> **TASK OBJECTIVE**
Find the lines that contain the word "React" and copy each one.

> **EXTRACTED MATERIAL**
::::

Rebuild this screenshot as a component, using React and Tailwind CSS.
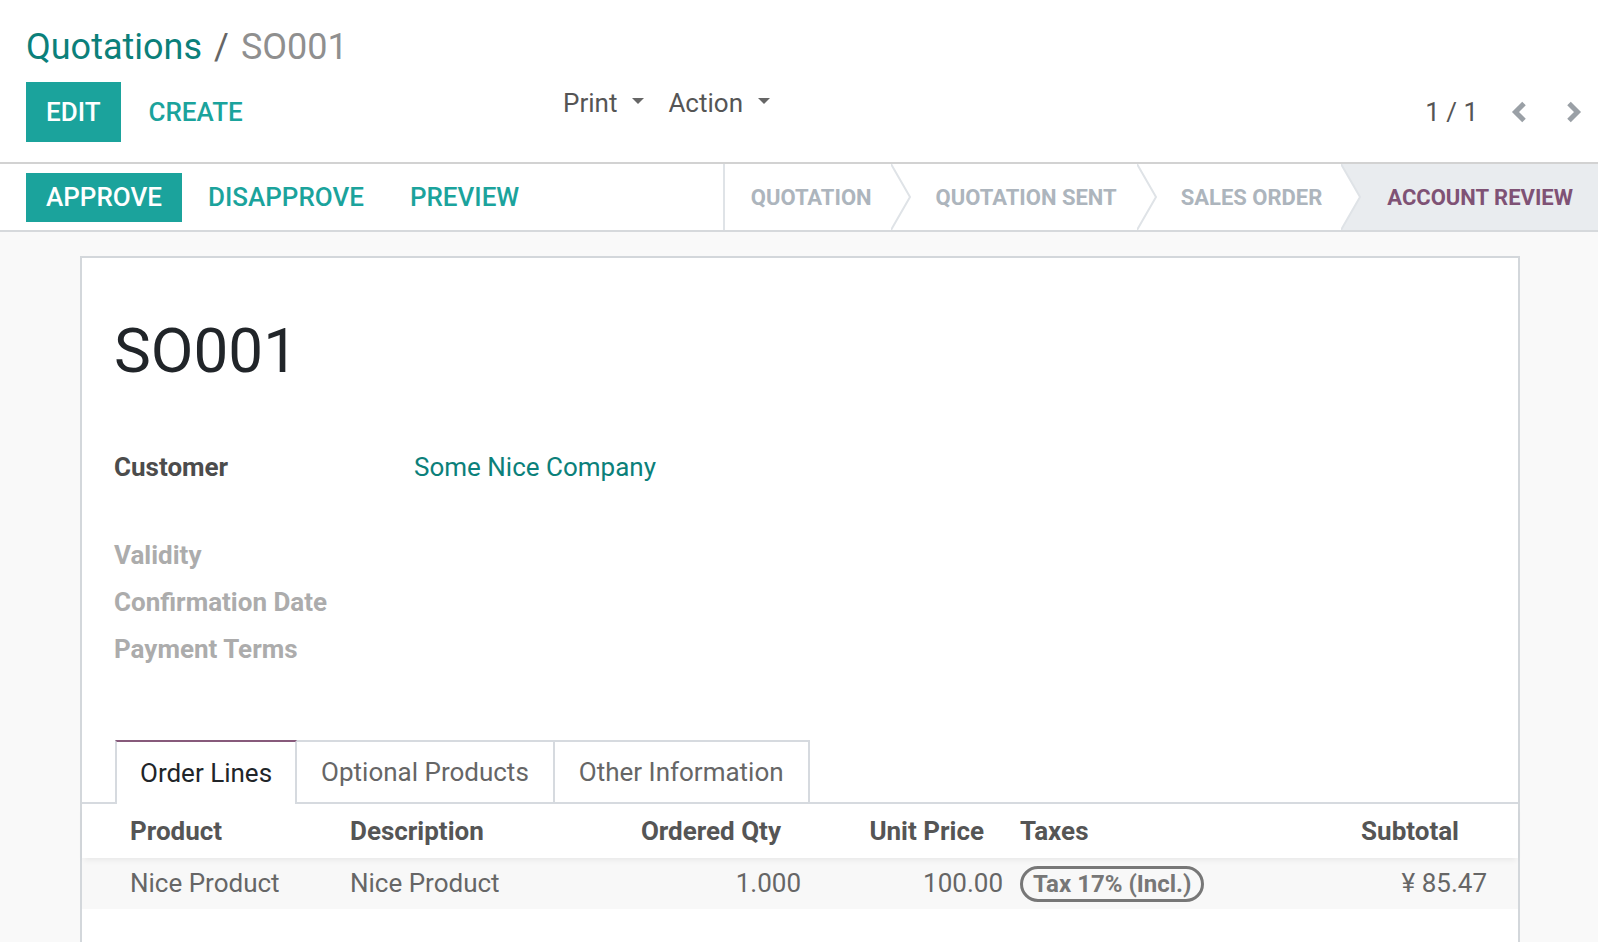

::::

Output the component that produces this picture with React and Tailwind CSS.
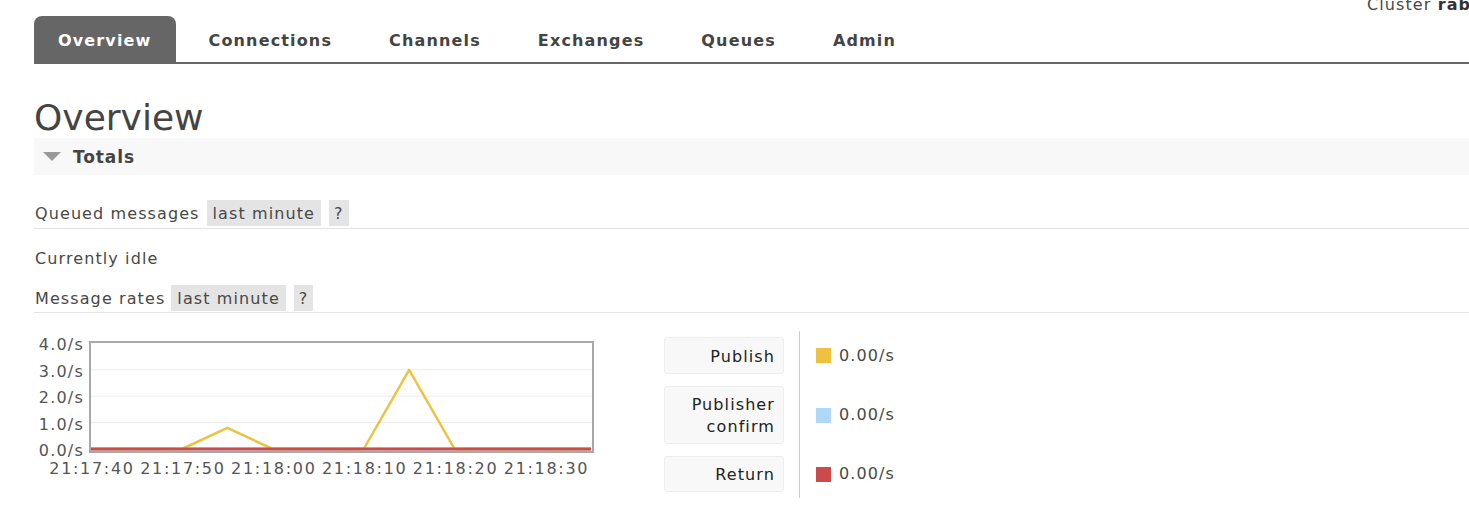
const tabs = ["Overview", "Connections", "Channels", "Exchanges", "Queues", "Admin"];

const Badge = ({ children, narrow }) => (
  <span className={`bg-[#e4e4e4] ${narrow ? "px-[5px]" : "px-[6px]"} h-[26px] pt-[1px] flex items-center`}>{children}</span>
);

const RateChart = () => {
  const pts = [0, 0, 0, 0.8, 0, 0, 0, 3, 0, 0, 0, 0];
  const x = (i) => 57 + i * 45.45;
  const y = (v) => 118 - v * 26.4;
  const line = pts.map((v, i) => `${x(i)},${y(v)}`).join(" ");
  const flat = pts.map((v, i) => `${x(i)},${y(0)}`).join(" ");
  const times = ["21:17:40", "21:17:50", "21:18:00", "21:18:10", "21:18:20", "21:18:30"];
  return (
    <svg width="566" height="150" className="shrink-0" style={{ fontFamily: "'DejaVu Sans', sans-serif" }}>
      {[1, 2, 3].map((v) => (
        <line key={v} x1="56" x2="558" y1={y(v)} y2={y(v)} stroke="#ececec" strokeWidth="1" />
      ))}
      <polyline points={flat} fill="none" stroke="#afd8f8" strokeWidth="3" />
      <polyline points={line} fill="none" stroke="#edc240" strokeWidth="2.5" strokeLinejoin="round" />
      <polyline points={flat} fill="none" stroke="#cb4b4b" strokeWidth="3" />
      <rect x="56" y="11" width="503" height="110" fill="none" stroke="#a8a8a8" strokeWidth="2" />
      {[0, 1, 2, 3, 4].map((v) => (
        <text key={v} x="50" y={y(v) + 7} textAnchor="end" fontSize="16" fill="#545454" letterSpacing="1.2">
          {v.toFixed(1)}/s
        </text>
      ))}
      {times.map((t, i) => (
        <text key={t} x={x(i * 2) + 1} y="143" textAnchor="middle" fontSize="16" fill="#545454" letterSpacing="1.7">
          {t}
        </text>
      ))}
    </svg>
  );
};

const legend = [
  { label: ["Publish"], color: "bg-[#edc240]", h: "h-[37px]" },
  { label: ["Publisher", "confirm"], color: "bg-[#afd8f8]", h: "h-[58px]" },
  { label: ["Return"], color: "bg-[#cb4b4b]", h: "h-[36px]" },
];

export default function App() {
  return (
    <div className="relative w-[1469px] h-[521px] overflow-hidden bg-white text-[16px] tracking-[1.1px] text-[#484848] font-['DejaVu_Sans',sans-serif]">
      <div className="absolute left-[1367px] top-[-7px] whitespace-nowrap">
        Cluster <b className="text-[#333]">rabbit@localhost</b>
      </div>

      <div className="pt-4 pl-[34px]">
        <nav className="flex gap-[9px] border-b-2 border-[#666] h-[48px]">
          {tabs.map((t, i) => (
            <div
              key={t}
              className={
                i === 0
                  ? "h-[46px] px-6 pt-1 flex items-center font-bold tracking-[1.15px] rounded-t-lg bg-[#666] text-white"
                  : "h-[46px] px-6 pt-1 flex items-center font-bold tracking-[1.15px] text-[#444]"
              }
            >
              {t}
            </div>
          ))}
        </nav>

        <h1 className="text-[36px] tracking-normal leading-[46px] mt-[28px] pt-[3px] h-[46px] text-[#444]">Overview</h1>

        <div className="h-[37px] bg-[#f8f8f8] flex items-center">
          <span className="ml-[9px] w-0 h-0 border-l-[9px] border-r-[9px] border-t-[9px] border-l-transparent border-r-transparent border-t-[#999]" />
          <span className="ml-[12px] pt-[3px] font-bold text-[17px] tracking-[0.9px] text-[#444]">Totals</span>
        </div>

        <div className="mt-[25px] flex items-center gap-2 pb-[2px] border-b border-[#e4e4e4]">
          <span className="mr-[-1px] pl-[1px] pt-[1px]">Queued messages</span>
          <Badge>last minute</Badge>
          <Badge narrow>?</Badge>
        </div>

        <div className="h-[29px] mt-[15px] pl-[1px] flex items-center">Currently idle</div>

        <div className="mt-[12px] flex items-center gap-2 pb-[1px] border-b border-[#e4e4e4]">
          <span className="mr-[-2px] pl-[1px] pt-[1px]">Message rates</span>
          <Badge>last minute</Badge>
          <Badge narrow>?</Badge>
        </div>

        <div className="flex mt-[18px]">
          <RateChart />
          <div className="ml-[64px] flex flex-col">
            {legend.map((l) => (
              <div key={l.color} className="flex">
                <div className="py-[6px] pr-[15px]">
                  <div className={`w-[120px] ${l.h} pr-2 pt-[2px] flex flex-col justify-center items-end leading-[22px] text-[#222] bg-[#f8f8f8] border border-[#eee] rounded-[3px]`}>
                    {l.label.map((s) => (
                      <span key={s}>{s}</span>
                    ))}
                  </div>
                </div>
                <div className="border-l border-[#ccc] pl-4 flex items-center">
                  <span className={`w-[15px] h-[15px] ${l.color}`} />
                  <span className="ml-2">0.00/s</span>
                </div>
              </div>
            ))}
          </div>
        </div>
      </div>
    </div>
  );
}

::::

> **SOLUTION BELOW**
Rebuild this screenshot as a component, using React and Tailwind CSS.
Output the component that produces this picture with React and Tailwind CSS.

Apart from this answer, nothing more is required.